### Data provided:
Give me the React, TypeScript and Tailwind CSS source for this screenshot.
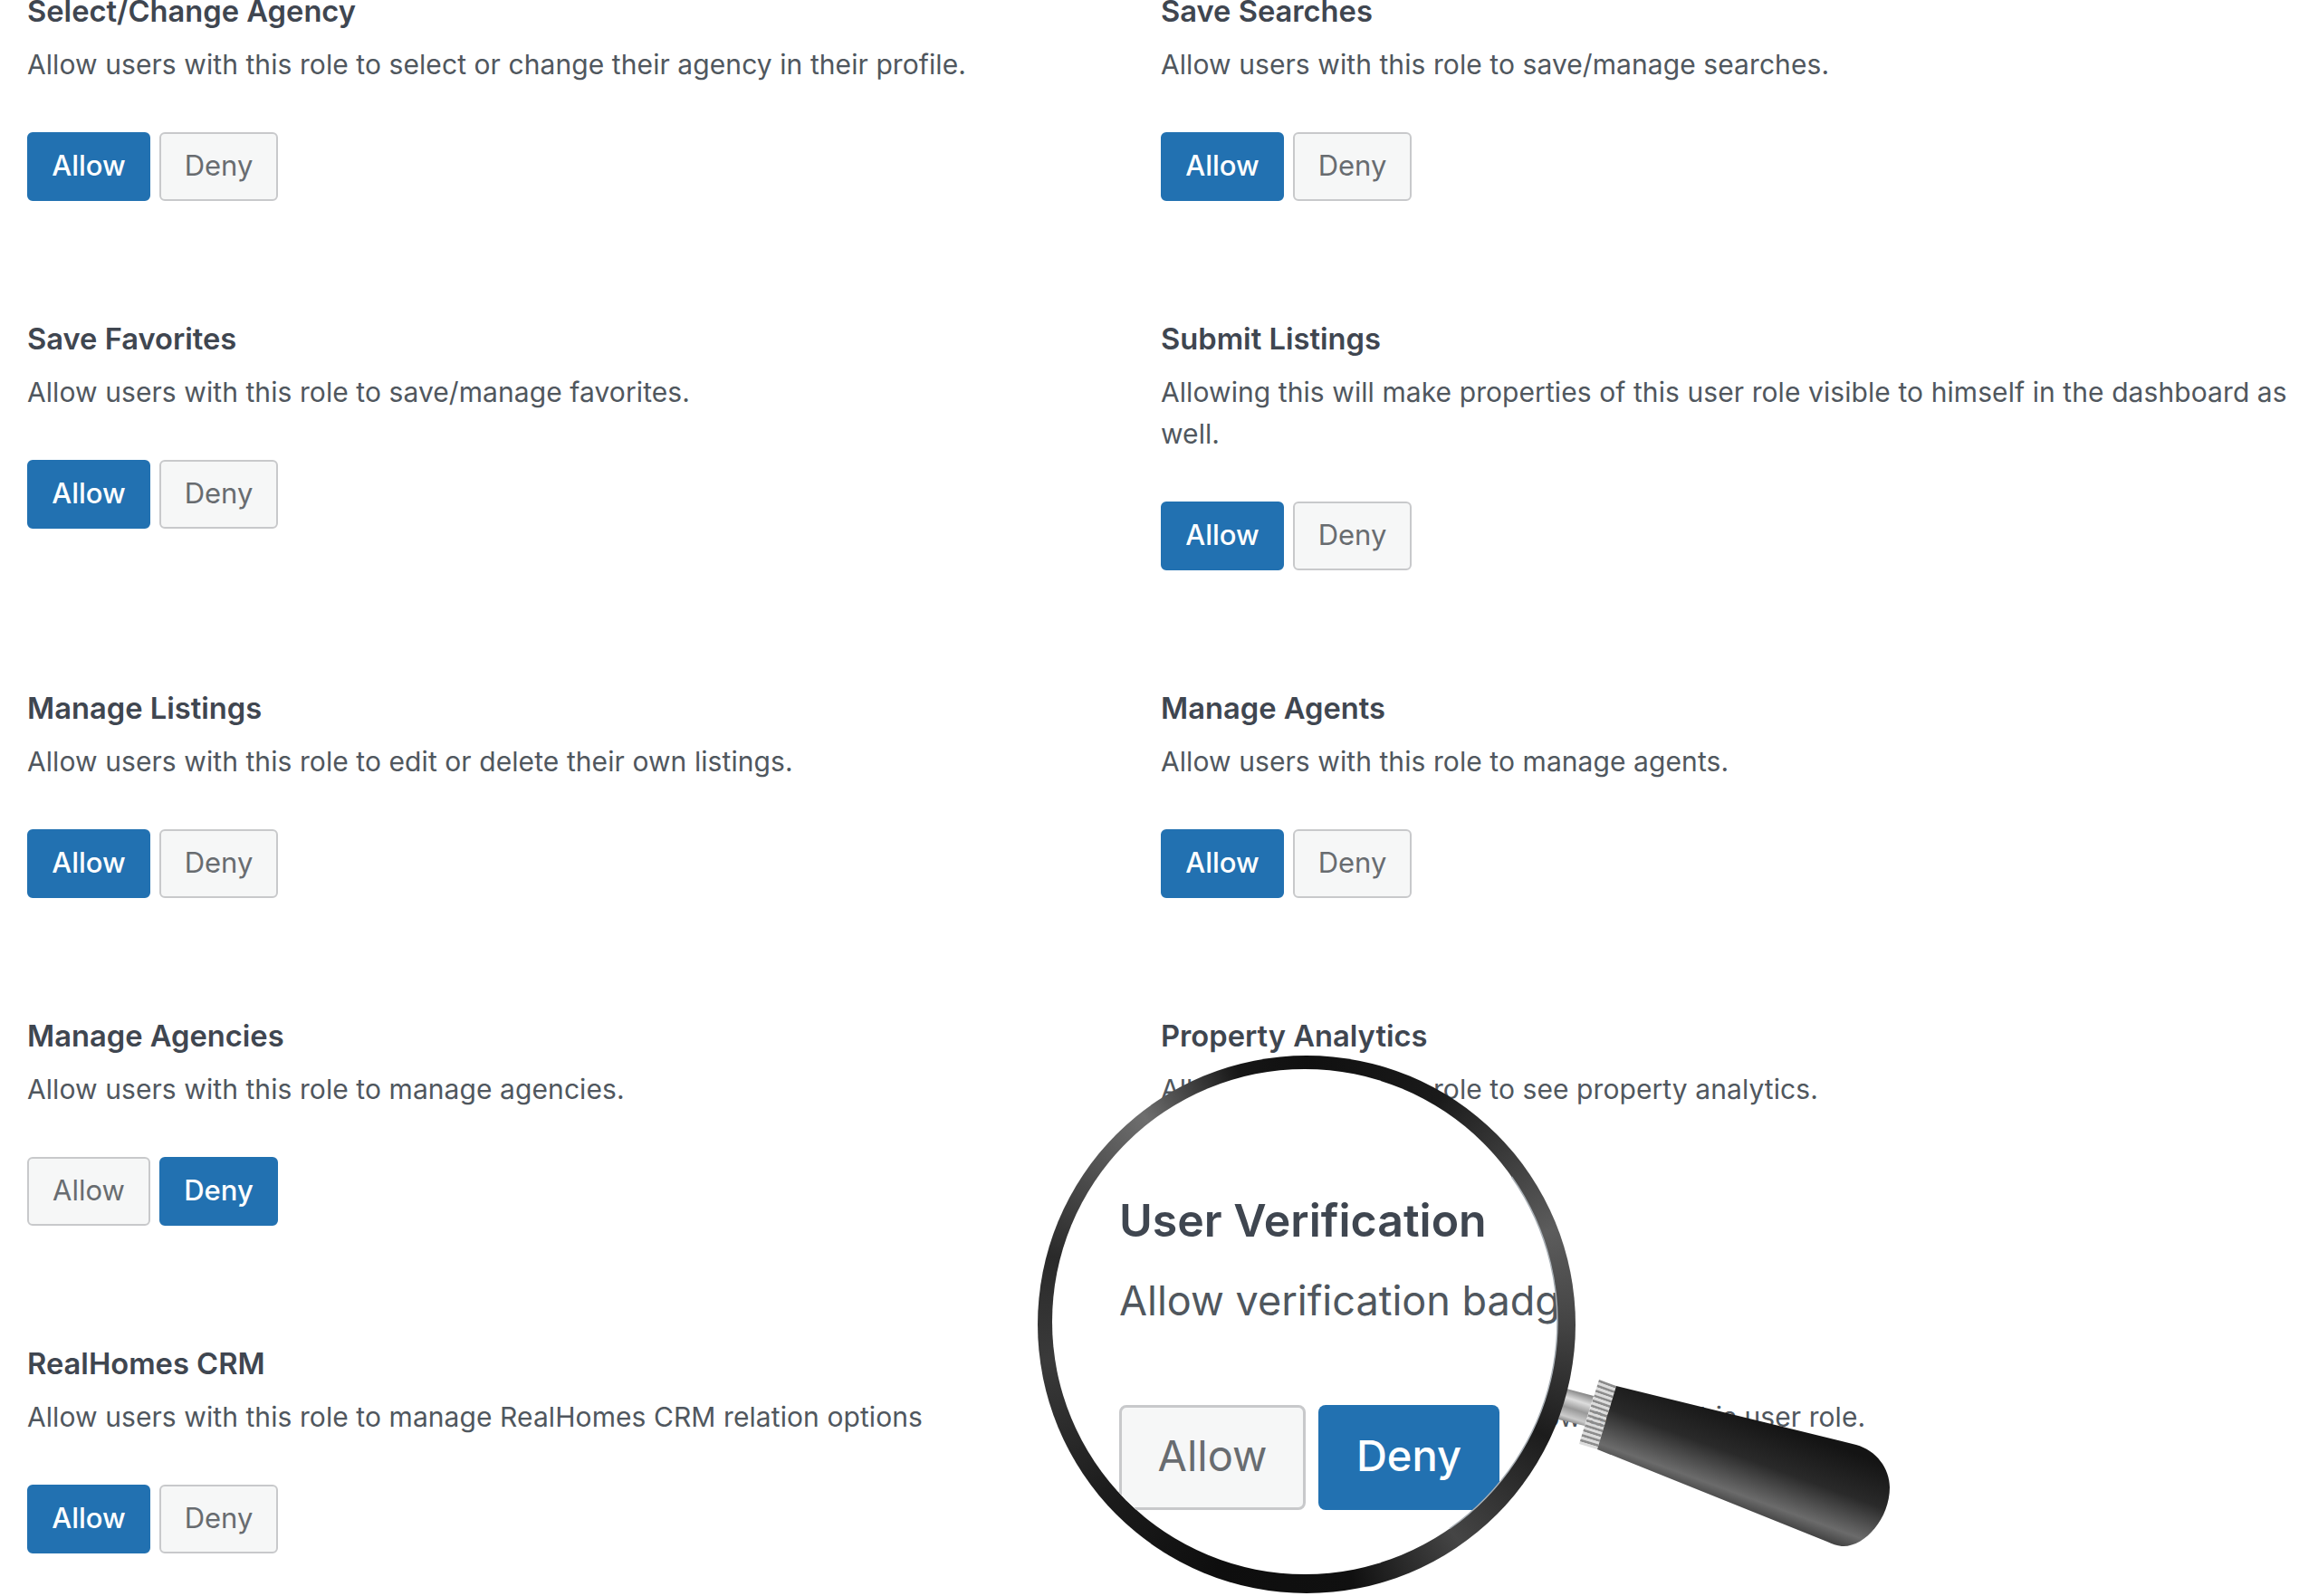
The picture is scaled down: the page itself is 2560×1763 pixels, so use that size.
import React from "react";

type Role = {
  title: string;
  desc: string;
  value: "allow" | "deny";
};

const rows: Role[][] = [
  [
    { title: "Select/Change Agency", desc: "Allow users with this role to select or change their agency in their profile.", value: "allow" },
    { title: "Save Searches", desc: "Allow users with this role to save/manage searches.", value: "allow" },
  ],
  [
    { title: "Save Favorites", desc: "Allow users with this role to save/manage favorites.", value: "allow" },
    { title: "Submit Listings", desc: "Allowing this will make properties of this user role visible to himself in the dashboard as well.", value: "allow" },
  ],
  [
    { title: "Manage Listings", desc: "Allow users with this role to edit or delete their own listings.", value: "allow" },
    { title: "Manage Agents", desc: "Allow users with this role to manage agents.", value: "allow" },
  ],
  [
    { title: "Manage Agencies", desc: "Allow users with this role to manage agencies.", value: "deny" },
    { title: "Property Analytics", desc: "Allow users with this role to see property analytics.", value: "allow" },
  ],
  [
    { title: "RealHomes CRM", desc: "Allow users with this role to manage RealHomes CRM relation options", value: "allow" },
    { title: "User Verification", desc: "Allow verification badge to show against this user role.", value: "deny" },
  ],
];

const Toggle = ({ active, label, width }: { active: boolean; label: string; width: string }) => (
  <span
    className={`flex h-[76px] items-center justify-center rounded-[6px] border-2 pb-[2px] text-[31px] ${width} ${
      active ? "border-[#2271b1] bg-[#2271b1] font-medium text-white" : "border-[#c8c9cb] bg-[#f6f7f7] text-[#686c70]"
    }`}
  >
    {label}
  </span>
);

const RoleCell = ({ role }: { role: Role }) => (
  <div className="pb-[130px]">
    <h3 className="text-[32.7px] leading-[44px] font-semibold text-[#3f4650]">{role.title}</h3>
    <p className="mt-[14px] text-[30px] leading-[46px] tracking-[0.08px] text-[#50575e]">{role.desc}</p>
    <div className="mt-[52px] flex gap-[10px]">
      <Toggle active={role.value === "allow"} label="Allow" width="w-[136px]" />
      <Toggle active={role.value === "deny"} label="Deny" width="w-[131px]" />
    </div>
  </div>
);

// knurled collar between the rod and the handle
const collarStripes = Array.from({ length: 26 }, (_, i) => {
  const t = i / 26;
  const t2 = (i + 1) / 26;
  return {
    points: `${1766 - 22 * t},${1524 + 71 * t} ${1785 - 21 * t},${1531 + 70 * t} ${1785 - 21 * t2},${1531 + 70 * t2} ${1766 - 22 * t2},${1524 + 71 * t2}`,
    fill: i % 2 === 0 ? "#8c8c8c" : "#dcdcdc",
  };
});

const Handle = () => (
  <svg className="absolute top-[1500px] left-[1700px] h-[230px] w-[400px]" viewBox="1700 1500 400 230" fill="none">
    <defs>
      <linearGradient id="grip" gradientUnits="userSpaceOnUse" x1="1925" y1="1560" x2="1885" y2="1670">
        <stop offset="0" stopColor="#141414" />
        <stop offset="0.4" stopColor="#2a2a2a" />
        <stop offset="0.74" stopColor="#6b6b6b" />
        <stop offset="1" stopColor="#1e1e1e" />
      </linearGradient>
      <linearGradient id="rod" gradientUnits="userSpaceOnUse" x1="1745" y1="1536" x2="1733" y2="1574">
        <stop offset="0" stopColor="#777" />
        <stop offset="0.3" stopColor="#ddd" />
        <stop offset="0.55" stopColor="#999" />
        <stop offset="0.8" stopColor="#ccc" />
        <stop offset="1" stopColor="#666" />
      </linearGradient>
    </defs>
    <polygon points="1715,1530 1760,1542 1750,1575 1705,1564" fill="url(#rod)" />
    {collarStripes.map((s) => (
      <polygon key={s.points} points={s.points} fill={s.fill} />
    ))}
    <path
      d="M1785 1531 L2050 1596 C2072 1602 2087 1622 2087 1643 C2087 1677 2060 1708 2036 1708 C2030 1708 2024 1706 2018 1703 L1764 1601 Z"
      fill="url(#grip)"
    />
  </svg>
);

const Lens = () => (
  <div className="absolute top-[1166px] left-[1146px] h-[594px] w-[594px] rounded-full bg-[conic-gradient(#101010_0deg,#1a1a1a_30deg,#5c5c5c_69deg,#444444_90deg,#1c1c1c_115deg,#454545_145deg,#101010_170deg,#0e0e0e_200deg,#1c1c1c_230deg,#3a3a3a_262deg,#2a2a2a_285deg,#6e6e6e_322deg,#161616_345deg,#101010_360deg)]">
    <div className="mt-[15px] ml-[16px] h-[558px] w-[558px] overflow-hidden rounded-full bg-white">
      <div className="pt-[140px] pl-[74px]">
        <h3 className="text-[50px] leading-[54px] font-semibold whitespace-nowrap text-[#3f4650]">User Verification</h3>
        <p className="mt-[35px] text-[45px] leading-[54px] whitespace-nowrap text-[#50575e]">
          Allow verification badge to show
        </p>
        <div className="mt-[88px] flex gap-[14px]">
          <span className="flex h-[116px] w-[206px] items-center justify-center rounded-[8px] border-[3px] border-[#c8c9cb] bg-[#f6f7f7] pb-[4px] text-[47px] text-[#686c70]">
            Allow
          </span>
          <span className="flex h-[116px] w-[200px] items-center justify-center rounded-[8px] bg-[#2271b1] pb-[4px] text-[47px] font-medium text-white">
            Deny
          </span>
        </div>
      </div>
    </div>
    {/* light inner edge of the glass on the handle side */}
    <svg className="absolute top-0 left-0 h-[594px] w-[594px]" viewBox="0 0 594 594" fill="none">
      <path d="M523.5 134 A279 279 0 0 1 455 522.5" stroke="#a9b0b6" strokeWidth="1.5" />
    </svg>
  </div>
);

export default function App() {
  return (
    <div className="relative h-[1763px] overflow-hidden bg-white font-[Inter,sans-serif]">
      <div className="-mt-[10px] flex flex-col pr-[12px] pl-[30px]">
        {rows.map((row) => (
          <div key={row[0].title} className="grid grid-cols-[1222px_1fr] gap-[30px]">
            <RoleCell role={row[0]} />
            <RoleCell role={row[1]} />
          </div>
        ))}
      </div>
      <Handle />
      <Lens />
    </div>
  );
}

### Aim:
Begin at the first line of the data above and repeat each line exactly, stopping after the line containing "import React from". Omit the pictures.

### Problem solution:
Give me the React, TypeScript and Tailwind CSS source for this screenshot.
The picture is scaled down: the page itself is 2560×1763 pixels, so use that size.
import React from "react";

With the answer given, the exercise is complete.